# DIRECTION
Copy all of the material exactly. Pictures are not to appear in the copy.

— start GIVEN MATERIAL —

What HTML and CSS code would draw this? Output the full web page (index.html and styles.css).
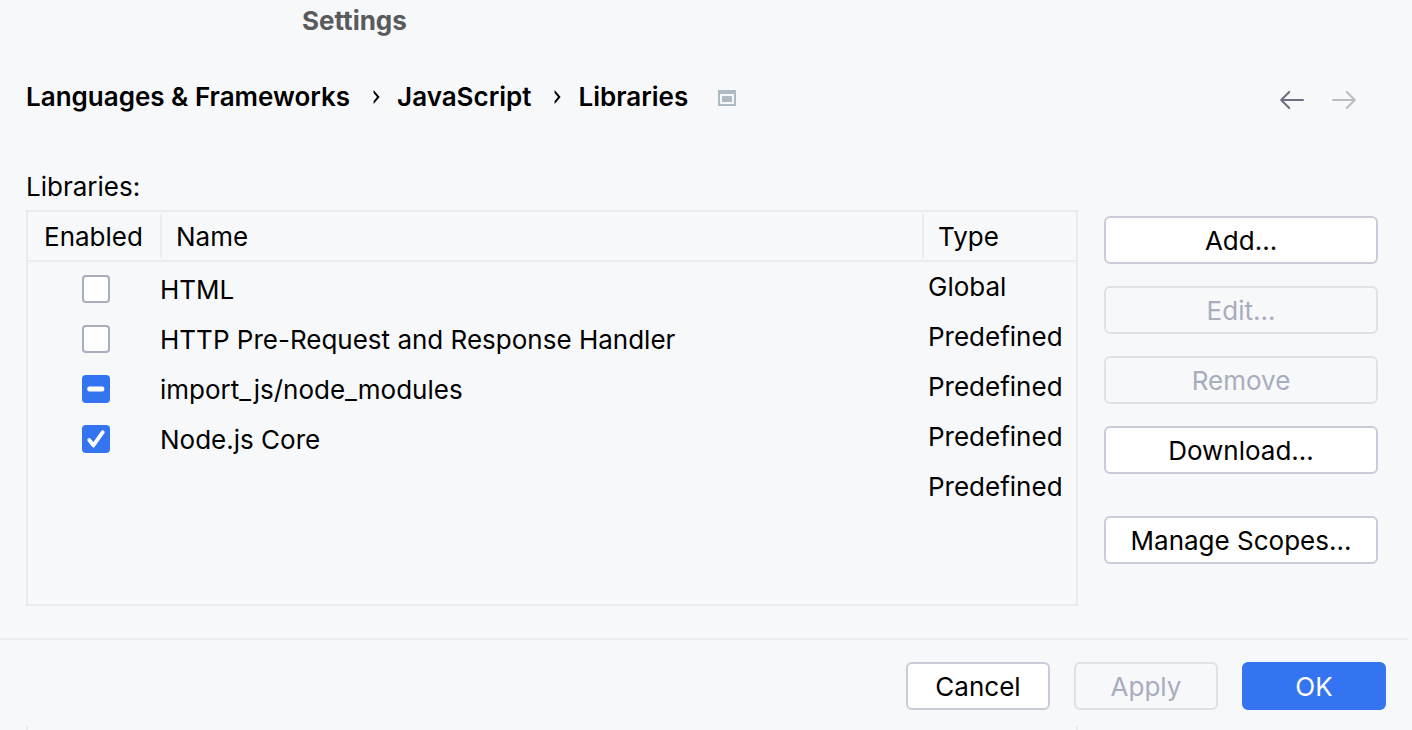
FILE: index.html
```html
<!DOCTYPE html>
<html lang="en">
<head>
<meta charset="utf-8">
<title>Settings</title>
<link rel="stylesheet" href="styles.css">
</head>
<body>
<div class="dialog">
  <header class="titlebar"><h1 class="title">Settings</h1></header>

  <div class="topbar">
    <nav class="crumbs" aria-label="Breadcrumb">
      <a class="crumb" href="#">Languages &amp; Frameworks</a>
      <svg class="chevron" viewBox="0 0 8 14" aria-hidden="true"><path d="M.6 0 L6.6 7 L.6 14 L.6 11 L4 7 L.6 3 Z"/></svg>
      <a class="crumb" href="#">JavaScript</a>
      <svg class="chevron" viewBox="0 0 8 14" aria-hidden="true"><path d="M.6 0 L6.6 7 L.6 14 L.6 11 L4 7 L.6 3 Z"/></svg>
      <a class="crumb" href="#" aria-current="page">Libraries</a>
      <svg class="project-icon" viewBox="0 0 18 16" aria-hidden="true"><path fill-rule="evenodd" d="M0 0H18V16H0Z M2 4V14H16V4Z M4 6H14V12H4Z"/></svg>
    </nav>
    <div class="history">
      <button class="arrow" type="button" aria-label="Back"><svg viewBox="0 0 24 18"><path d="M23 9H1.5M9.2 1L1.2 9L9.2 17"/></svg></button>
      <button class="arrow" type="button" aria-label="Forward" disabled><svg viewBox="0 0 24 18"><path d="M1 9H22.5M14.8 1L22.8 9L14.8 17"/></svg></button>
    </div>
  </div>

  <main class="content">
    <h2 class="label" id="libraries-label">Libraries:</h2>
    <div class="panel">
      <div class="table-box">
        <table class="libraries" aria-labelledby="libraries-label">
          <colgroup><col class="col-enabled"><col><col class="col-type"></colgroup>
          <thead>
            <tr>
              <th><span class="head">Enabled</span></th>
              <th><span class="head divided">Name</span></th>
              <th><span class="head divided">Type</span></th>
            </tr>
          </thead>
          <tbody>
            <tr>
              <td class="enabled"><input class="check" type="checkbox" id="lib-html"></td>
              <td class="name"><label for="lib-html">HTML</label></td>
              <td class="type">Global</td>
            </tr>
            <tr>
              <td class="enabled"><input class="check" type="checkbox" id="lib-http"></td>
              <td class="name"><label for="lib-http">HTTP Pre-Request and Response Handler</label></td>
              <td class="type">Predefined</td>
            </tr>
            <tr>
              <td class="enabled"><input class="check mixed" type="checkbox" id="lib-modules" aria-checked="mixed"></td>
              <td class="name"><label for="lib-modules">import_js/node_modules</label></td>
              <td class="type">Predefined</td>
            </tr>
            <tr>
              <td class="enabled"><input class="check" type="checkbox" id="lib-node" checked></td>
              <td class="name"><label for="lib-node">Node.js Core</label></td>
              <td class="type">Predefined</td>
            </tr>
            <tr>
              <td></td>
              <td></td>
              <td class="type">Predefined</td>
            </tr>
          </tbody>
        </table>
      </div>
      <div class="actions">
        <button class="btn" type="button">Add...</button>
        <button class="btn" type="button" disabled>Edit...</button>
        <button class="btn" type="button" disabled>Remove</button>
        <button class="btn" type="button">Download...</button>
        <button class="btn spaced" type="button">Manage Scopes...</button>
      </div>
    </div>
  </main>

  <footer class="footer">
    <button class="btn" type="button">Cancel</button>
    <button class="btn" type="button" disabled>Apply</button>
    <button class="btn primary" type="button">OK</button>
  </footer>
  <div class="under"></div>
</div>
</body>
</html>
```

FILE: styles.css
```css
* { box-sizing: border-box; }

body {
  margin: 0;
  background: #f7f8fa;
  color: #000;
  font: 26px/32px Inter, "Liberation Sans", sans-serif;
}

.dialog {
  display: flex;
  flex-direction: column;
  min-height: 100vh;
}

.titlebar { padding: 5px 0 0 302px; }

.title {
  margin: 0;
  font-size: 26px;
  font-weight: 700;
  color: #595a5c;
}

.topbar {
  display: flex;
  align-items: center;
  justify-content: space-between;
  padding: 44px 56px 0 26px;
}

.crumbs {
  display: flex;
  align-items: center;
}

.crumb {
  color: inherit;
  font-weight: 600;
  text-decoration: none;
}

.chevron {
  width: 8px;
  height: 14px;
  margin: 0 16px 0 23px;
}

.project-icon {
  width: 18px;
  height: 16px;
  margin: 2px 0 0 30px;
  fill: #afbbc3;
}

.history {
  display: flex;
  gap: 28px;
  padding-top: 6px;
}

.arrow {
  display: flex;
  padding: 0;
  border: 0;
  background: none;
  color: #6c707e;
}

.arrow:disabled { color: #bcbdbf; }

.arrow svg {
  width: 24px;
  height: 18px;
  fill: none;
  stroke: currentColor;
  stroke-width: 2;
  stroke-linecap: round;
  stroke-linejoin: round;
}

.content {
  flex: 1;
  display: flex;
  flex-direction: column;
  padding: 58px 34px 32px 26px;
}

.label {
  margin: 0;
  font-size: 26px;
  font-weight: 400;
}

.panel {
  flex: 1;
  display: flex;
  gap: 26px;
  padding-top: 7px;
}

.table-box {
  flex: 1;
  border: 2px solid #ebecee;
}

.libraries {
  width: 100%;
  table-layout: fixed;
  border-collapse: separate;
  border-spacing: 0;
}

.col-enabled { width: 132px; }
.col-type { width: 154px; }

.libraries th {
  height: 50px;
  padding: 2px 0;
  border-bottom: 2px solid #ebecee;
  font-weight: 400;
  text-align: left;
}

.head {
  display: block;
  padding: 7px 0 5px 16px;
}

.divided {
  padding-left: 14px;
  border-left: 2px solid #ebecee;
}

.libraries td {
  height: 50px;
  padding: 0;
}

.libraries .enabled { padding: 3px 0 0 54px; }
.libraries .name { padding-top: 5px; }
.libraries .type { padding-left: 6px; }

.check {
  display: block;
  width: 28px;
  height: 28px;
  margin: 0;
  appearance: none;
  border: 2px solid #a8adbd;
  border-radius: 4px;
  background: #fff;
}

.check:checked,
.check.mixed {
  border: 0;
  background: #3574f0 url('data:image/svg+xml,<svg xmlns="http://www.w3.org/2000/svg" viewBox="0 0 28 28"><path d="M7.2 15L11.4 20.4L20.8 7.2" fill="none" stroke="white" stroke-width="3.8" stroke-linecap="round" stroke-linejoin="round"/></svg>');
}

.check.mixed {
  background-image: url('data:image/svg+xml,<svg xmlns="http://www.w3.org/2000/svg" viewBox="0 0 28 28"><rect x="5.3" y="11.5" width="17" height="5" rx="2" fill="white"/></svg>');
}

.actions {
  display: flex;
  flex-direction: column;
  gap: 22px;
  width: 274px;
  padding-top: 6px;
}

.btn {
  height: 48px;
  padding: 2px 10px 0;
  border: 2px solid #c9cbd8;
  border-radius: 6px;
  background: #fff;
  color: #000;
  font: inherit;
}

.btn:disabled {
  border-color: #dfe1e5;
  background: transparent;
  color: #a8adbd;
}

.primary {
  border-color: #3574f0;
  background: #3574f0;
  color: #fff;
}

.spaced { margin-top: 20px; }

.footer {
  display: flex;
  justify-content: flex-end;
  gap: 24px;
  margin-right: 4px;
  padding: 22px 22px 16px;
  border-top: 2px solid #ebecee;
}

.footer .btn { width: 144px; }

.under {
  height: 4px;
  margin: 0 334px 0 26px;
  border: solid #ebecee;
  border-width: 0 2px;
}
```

— end GIVEN MATERIAL —

# TASK RESULT
What HTML and CSS code would draw this? Output the full web page (index.html and styles.css).
FILE: index.html
```html
<!DOCTYPE html>
<html lang="en">
<head>
<meta charset="utf-8">
<title>Settings</title>
<link rel="stylesheet" href="styles.css">
</head>
<body>
<div class="dialog">
  <header class="titlebar"><h1 class="title">Settings</h1></header>

  <div class="topbar">
    <nav class="crumbs" aria-label="Breadcrumb">
      <a class="crumb" href="#">Languages &amp; Frameworks</a>
      <svg class="chevron" viewBox="0 0 8 14" aria-hidden="true"><path d="M.6 0 L6.6 7 L.6 14 L.6 11 L4 7 L.6 3 Z"/></svg>
      <a class="crumb" href="#">JavaScript</a>
      <svg class="chevron" viewBox="0 0 8 14" aria-hidden="true"><path d="M.6 0 L6.6 7 L.6 14 L.6 11 L4 7 L.6 3 Z"/></svg>
      <a class="crumb" href="#" aria-current="page">Libraries</a>
      <svg class="project-icon" viewBox="0 0 18 16" aria-hidden="true"><path fill-rule="evenodd" d="M0 0H18V16H0Z M2 4V14H16V4Z M4 6H14V12H4Z"/></svg>
    </nav>
    <div class="history">
      <button class="arrow" type="button" aria-label="Back"><svg viewBox="0 0 24 18"><path d="M23 9H1.5M9.2 1L1.2 9L9.2 17"/></svg></button>
      <button class="arrow" type="button" aria-label="Forward" disabled><svg viewBox="0 0 24 18"><path d="M1 9H22.5M14.8 1L22.8 9L14.8 17"/></svg></button>
    </div>
  </div>

  <main class="content">
    <h2 class="label" id="libraries-label">Libraries:</h2>
    <div class="panel">
      <div class="table-box">
        <table class="libraries" aria-labelledby="libraries-label">
          <colgroup><col class="col-enabled"><col><col class="col-type"></colgroup>
          <thead>
            <tr>
              <th><span class="head">Enabled</span></th>
              <th><span class="head divided">Name</span></th>
              <th><span class="head divided">Type</span></th>
            </tr>
          </thead>
          <tbody>
            <tr>
              <td class="enabled"><input class="check" type="checkbox" id="lib-html"></td>
              <td class="name"><label for="lib-html">HTML</label></td>
              <td class="type">Global</td>
            </tr>
            <tr>
              <td class="enabled"><input class="check" type="checkbox" id="lib-http"></td>
              <td class="name"><label for="lib-http">HTTP Pre-Request and Response Handler</label></td>
              <td class="type">Predefined</td>
            </tr>
            <tr>
              <td class="enabled"><input class="check mixed" type="checkbox" id="lib-modules" aria-checked="mixed"></td>
              <td class="name"><label for="lib-modules">import_js/node_modules</label></td>
              <td class="type">Predefined</td>
            </tr>
            <tr>
              <td class="enabled"><input class="check" type="checkbox" id="lib-node" checked></td>
              <td class="name"><label for="lib-node">Node.js Core</label></td>
              <td class="type">Predefined</td>
            </tr>
            <tr>
              <td></td>
              <td></td>
              <td class="type">Predefined</td>
            </tr>
          </tbody>
        </table>
      </div>
      <div class="actions">
        <button class="btn" type="button">Add...</button>
        <button class="btn" type="button" disabled>Edit...</button>
        <button class="btn" type="button" disabled>Remove</button>
        <button class="btn" type="button">Download...</button>
        <button class="btn spaced" type="button">Manage Scopes...</button>
      </div>
    </div>
  </main>

  <footer class="footer">
    <button class="btn" type="button">Cancel</button>
    <button class="btn" type="button" disabled>Apply</button>
    <button class="btn primary" type="button">OK</button>
  </footer>
  <div class="under"></div>
</div>
</body>
</html>
```

FILE: styles.css
```css
* { box-sizing: border-box; }

body {
  margin: 0;
  background: #f7f8fa;
  color: #000;
  font: 26px/32px Inter, "Liberation Sans", sans-serif;
}

.dialog {
  display: flex;
  flex-direction: column;
  min-height: 100vh;
}

.titlebar { padding: 5px 0 0 302px; }

.title {
  margin: 0;
  font-size: 26px;
  font-weight: 700;
  color: #595a5c;
}

.topbar {
  display: flex;
  align-items: center;
  justify-content: space-between;
  padding: 44px 56px 0 26px;
}

.crumbs {
  display: flex;
  align-items: center;
}

.crumb {
  color: inherit;
  font-weight: 600;
  text-decoration: none;
}

.chevron {
  width: 8px;
  height: 14px;
  margin: 0 16px 0 23px;
}

.project-icon {
  width: 18px;
  height: 16px;
  margin: 2px 0 0 30px;
  fill: #afbbc3;
}

.history {
  display: flex;
  gap: 28px;
  padding-top: 6px;
}

.arrow {
  display: flex;
  padding: 0;
  border: 0;
  background: none;
  color: #6c707e;
}

.arrow:disabled { color: #bcbdbf; }

.arrow svg {
  width: 24px;
  height: 18px;
  fill: none;
  stroke: currentColor;
  stroke-width: 2;
  stroke-linecap: round;
  stroke-linejoin: round;
}

.content {
  flex: 1;
  display: flex;
  flex-direction: column;
  padding: 58px 34px 32px 26px;
}

.label {
  margin: 0;
  font-size: 26px;
  font-weight: 400;
}

.panel {
  flex: 1;
  display: flex;
  gap: 26px;
  padding-top: 7px;
}

.table-box {
  flex: 1;
  border: 2px solid #ebecee;
}

.libraries {
  width: 100%;
  table-layout: fixed;
  border-collapse: separate;
  border-spacing: 0;
}

.col-enabled { width: 132px; }
.col-type { width: 154px; }

.libraries th {
  height: 50px;
  padding: 2px 0;
  border-bottom: 2px solid #ebecee;
  font-weight: 400;
  text-align: left;
}

.head {
  display: block;
  padding: 7px 0 5px 16px;
}

.divided {
  padding-left: 14px;
  border-left: 2px solid #ebecee;
}

.libraries td {
  height: 50px;
  padding: 0;
}

.libraries .enabled { padding: 3px 0 0 54px; }
.libraries .name { padding-top: 5px; }
.libraries .type { padding-left: 6px; }

.check {
  display: block;
  width: 28px;
  height: 28px;
  margin: 0;
  appearance: none;
  border: 2px solid #a8adbd;
  border-radius: 4px;
  background: #fff;
}

.check:checked,
.check.mixed {
  border: 0;
  background: #3574f0 url('data:image/svg+xml,<svg xmlns="http://www.w3.org/2000/svg" viewBox="0 0 28 28"><path d="M7.2 15L11.4 20.4L20.8 7.2" fill="none" stroke="white" stroke-width="3.8" stroke-linecap="round" stroke-linejoin="round"/></svg>');
}

.check.mixed {
  background-image: url('data:image/svg+xml,<svg xmlns="http://www.w3.org/2000/svg" viewBox="0 0 28 28"><rect x="5.3" y="11.5" width="17" height="5" rx="2" fill="white"/></svg>');
}

.actions {
  display: flex;
  flex-direction: column;
  gap: 22px;
  width: 274px;
  padding-top: 6px;
}

.btn {
  height: 48px;
  padding: 2px 10px 0;
  border: 2px solid #c9cbd8;
  border-radius: 6px;
  background: #fff;
  color: #000;
  font: inherit;
}

.btn:disabled {
  border-color: #dfe1e5;
  background: transparent;
  color: #a8adbd;
}

.primary {
  border-color: #3574f0;
  background: #3574f0;
  color: #fff;
}

.spaced { margin-top: 20px; }

.footer {
  display: flex;
  justify-content: flex-end;
  gap: 24px;
  margin-right: 4px;
  padding: 22px 22px 16px;
  border-top: 2px solid #ebecee;
}

.footer .btn { width: 144px; }

.under {
  height: 4px;
  margin: 0 334px 0 26px;
  border: solid #ebecee;
  border-width: 0 2px;
}
```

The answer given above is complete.